The law is now well settled that the decision of a court given on a reference under S.32 of the Act though not an award under S.28 of the Act is a decree and will operate as resjudicata in a subsequent proceeding between the same parties on the same question. If such is the effect of a decision of a court made on a reference under S.32 of the Act, it is unlikely that the Legislature would have intended that such a decision should be incorporated in the award under the hand of the Collector to be questioned again by the parties to the same by an application under S.20 of the Act. Thereby conclusiveness will attach itself to the award passed under S.11 of the Act which is not contemplated by the Act.
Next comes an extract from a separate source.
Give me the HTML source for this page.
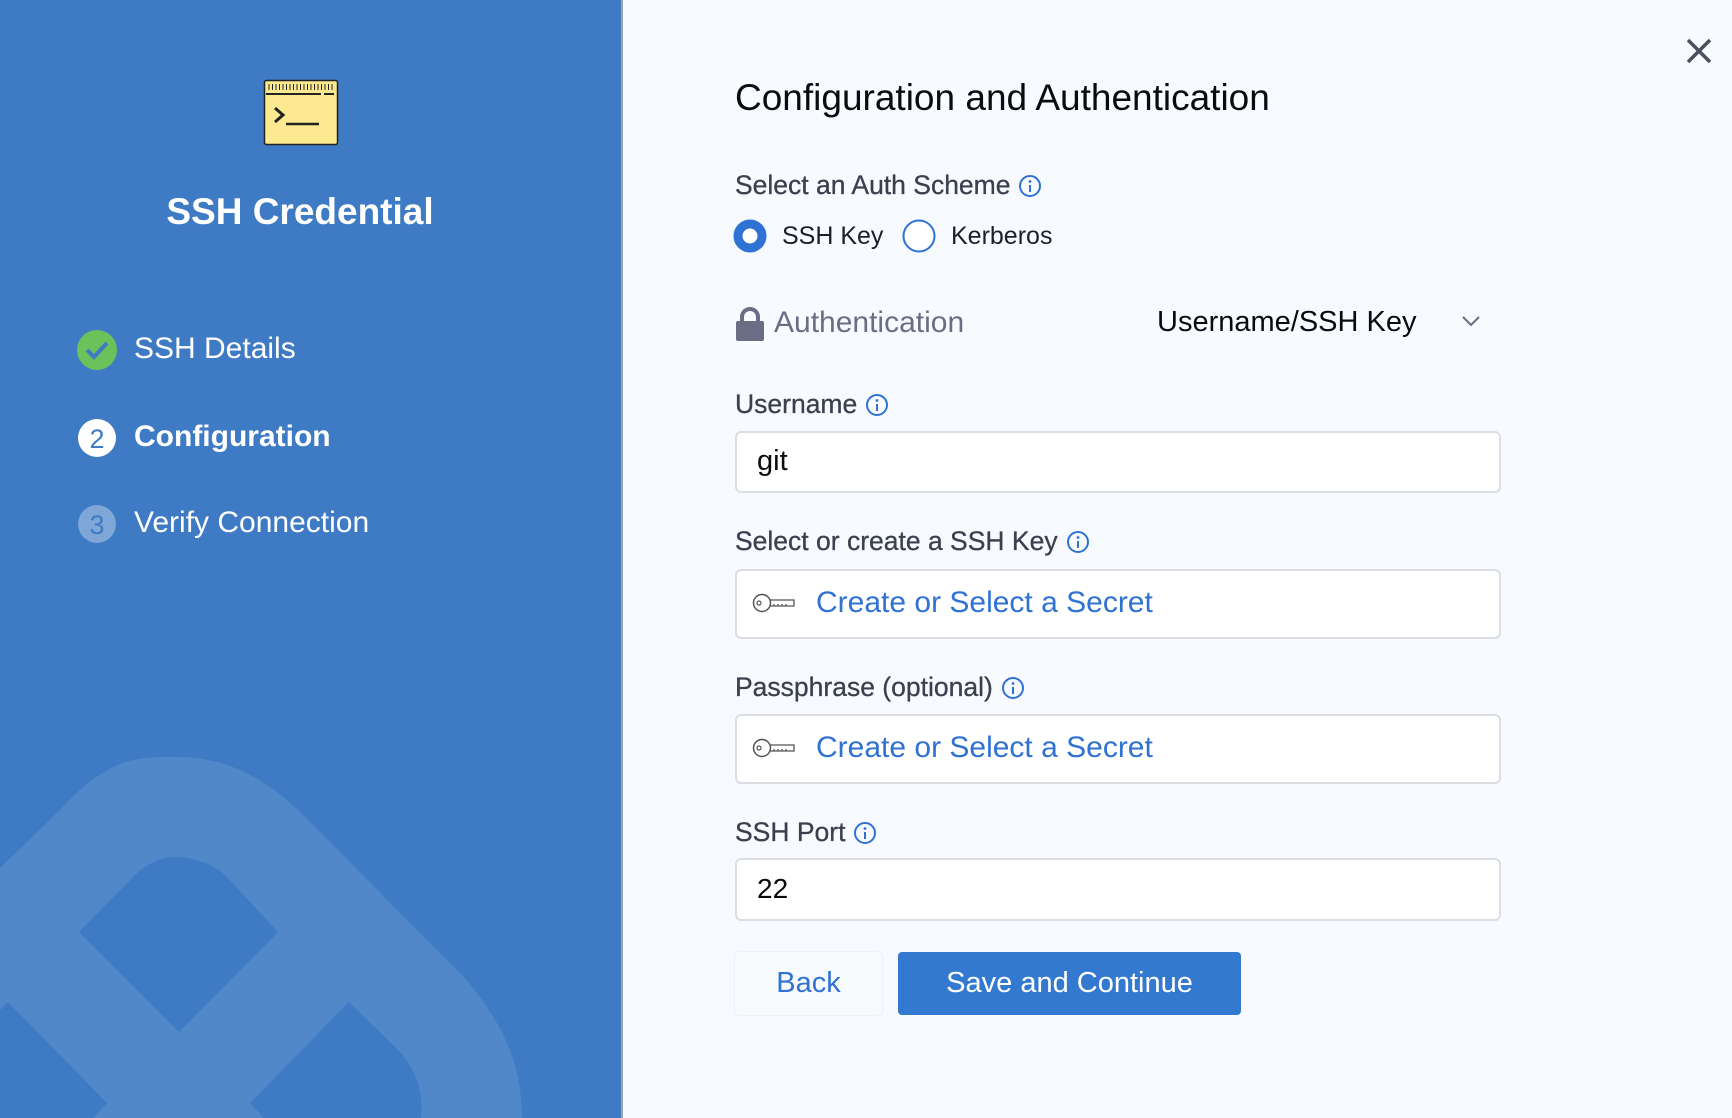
<!DOCTYPE html>
<html><head><meta charset="utf-8"><style>
*{margin:0;padding:0;box-sizing:border-box}
body{width:1732px;height:1118px;position:relative;overflow:hidden;background:#f7fbff;font-family:"Liberation Sans",sans-serif}
.l{position:absolute;left:0;top:0;width:621px;height:1118px;background:#3e7bc4;overflow:hidden}
.sep{position:absolute;left:621px;top:0;width:2px;height:1118px;background:#9aa4b0}
.a{position:absolute;white-space:nowrap}
.lab{font-size:26.5px;color:#3b3f4e;display:flex;align-items:center;gap:8px;-webkit-text-stroke:0.3px #3b3f4e}
.box{position:absolute;left:735px;width:766px;background:#fff;border:2px solid #dcdde3;border-radius:6px}
.sec{font-size:30px;color:#2f72d4}
</style></head><body>
<div class="l">
<svg width="621" height="1118" style="position:absolute;left:0;top:0">
<path d="M0,868 L60,810 C110,755 140,757 175,757 C210,757 250,765 298,810 L464,977 C500,1020 522,1060 522,1118 L0,1118 Z" fill="#5088c9"/>
<path d="M175,857 C160,857 145,865 135,875 L79,932 L179,1032 L278,932 L225,875 C210,862 190,857 175,857 Z" fill="#3e7bc4"/>
<path d="M0,1010 L8,1002 L107,1103 L93,1118 L0,1118 Z" fill="#3e7bc4"/>
<path d="M349,1002 L250,1103 L264,1118 L421,1118 C424,1090 415,1070 401,1053 Z" fill="#3e7bc4"/>
<g transform="translate(264,80)">
<rect x="0.5" y="0.5" width="73" height="64" rx="2" fill="#fde98f" stroke="#222" stroke-width="1.5"/>
<line x1="2" y1="14" x2="57" y2="14" stroke="#222" stroke-width="2"/>
<line x1="60" y1="14" x2="70" y2="14" stroke="#222" stroke-width="2"/>
<path d="M5 4v6M8.5 4v6M12 4v6M15.5 4v6M19 4v6M22.5 4v6M26 4v6M29.5 4v6M33 4v6M36.5 4v6M40 4v6M43.5 4v6M47 4v6M50.5 4v6M54 4v6M57.5 4v6M61 4v6M64.5 4v6M68 4v6" stroke="#222" stroke-width="1"/>
<path d="M11 28l8 7-8 7" fill="none" stroke="#222" stroke-width="3"/>
<line x1="22" y1="44" x2="55" y2="44" stroke="#222" stroke-width="2.5"/>
</g>
<circle cx="97" cy="350" r="20" fill="#6cc15a"/>
<path d="M87 350l7 7 13-14" fill="none" stroke="#3e7bc4" stroke-width="4"/>
<circle cx="97" cy="438" r="19" fill="#fff"/>
<text x="97" y="448" text-anchor="middle" font-size="27" fill="#3e7bc4" font-family="Liberation Sans">2</text>
<circle cx="97" cy="524" r="19" fill="#7ea6d6"/>
<text x="97" y="534" text-anchor="middle" font-size="27" fill="#3e7bc4" font-family="Liberation Sans">3</text>
</svg>
<div class="a" style="left:0;width:600px;text-align:center;top:191px;font-size:37px;font-weight:bold;color:#fff">SSH Credential</div>
<div class="a" style="left:134px;top:332px;font-size:30px;color:#fff">SSH Details</div>
<div class="a" style="left:134px;top:420px;font-size:30px;color:#fff;font-weight:bold">Configuration</div>
<div class="a" style="left:134px;top:506px;font-size:30px;color:#fff">Verify Connection</div>
</div>
<div class="sep"></div>
<svg width="26" height="26" style="position:absolute;left:1686px;top:38px"><path d="M2 2L24 24M24 2L2 24" stroke="#4a4f5c" stroke-width="3.5"/></svg>
<div class="a" style="left:735px;top:77px;font-size:37px;color:#0b0b0d">Configuration and Authentication</div>
<svg width="0" height="0" style="position:absolute"><defs><g id="i"><circle cx="12" cy="12" r="10" fill="none" stroke="#2f72d4" stroke-width="2"/><circle cx="12" cy="7.5" r="1.4" fill="#2f72d4"/><path d="M12 11v7" stroke="#2f72d4" stroke-width="2"/></g></defs></svg>
<div class="a lab" style="left:735px;top:170px">Select an Auth Scheme<svg width="24" height="24"><use href="#i"/></svg></div>
<svg class="a" style="left:733px;top:219px" width="34" height="34"><circle cx="17" cy="17" r="12" fill="#fff" stroke="#2f72d4" stroke-width="9"/></svg>
<div class="a" style="left:782px;top:222px;font-size:25px;color:#1e1f24">SSH Key</div>
<svg class="a" style="left:902px;top:219px" width="34" height="34"><circle cx="17" cy="17" r="15.5" fill="#fff" stroke="#2f72d4" stroke-width="2"/></svg>
<div class="a" style="left:951px;top:222px;font-size:25px;color:#1e1f24">Kerberos</div>
<svg class="a" style="left:736px;top:307px" width="28" height="34"><path d="M6 15V10a8 8 0 0 1 16 0v5" fill="none" stroke="#6b6d85" stroke-width="4"/><rect x="0" y="14" width="28" height="20" rx="2" fill="#6b6d85"/></svg>
<div class="a" style="left:774px;top:306px;font-size:30px;color:#6b6d85">Authentication</div>
<div class="a" style="left:1157px;top:306px;font-size:29px;color:#0b0b0d">Username/SSH Key</div>
<svg class="a" style="left:1462px;top:316px" width="18" height="12"><path d="M1 1l8 8 8-8" fill="none" stroke="#6b6d85" stroke-width="2"/></svg>
<div class="a lab" style="left:735px;top:389px">Username<svg width="24" height="24"><use href="#i"/></svg></div>
<div class="box" style="top:431px;height:62px"></div>
<div class="a" style="left:757px;top:445px;font-size:29px;color:#0b0b0d">git</div>
<div class="a lab" style="left:735px;top:526px">Select or create a SSH Key<svg width="24" height="24"><use href="#i"/></svg></div>
<div class="box" style="top:569px;height:70px"></div>
<svg class="a" style="left:752px;top:592px" width="44" height="22"><circle cx="10" cy="11" r="8.5" fill="none" stroke="#555" stroke-width="1.5"/><circle cx="7" cy="11" r="2" fill="none" stroke="#555" stroke-width="1.2"/><path d="M18 8h24v6H18M22 14v-2M26 14v-2M30 14v-2M34 14v-2" fill="none" stroke="#555" stroke-width="1.3"/></svg>
<div class="a sec" style="left:816px;top:586px">Create or Select a Secret</div>
<div class="a lab" style="left:735px;top:672px">Passphrase (optional)<svg width="24" height="24"><use href="#i"/></svg></div>
<div class="box" style="top:714px;height:70px"></div>
<svg class="a" style="left:752px;top:737px" width="44" height="22"><circle cx="10" cy="11" r="8.5" fill="none" stroke="#555" stroke-width="1.5"/><circle cx="7" cy="11" r="2" fill="none" stroke="#555" stroke-width="1.2"/><path d="M18 8h24v6H18M22 14v-2M26 14v-2M30 14v-2M34 14v-2" fill="none" stroke="#555" stroke-width="1.3"/></svg>
<div class="a sec" style="left:816px;top:731px">Create or Select a Secret</div>
<div class="a lab" style="left:735px;top:817px">SSH Port<svg width="24" height="24"><use href="#i"/></svg></div>
<div class="box" style="top:858px;height:63px"></div>
<div class="a" style="left:757px;top:873px;font-size:28px;color:#0b0b0d">22</div>
<div class="a" style="left:735px;top:952px;width:147px;height:63px;background:#f8fbfe;border-radius:5px;box-shadow:0 0 2px rgba(0,0,0,.12);font-size:29px;color:#2f72d4;text-align:center;line-height:63px">Back</div>
<div class="a" style="left:898px;top:952px;width:343px;height:63px;background:#3379cf;border-radius:4px;font-size:29px;color:#fff;text-align:center;line-height:63px">Save and Continue</div>
</body></html>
A reasonable way of interpreting the several provisions of the Act is only to hold that when a Collector refers to the court, after compensation is settled under S.11 of the Act, any dispute arising as to apportionment of the same or any part thereof or as to the person to whom the same or any part thereof is payable and passes a joint award, the said award is valid and complete under S.11 of the Act. We are therefore of the view, that Ext. P-4 is a valid and complete award under S.11 of the Act. If so, the prayer to quash Ext. P-3 cannot be sustained. This being the only main prayer the petition has to fail. 7. In the result, the Original Petition is dismissed but in the circumstances without costs. Dismissed.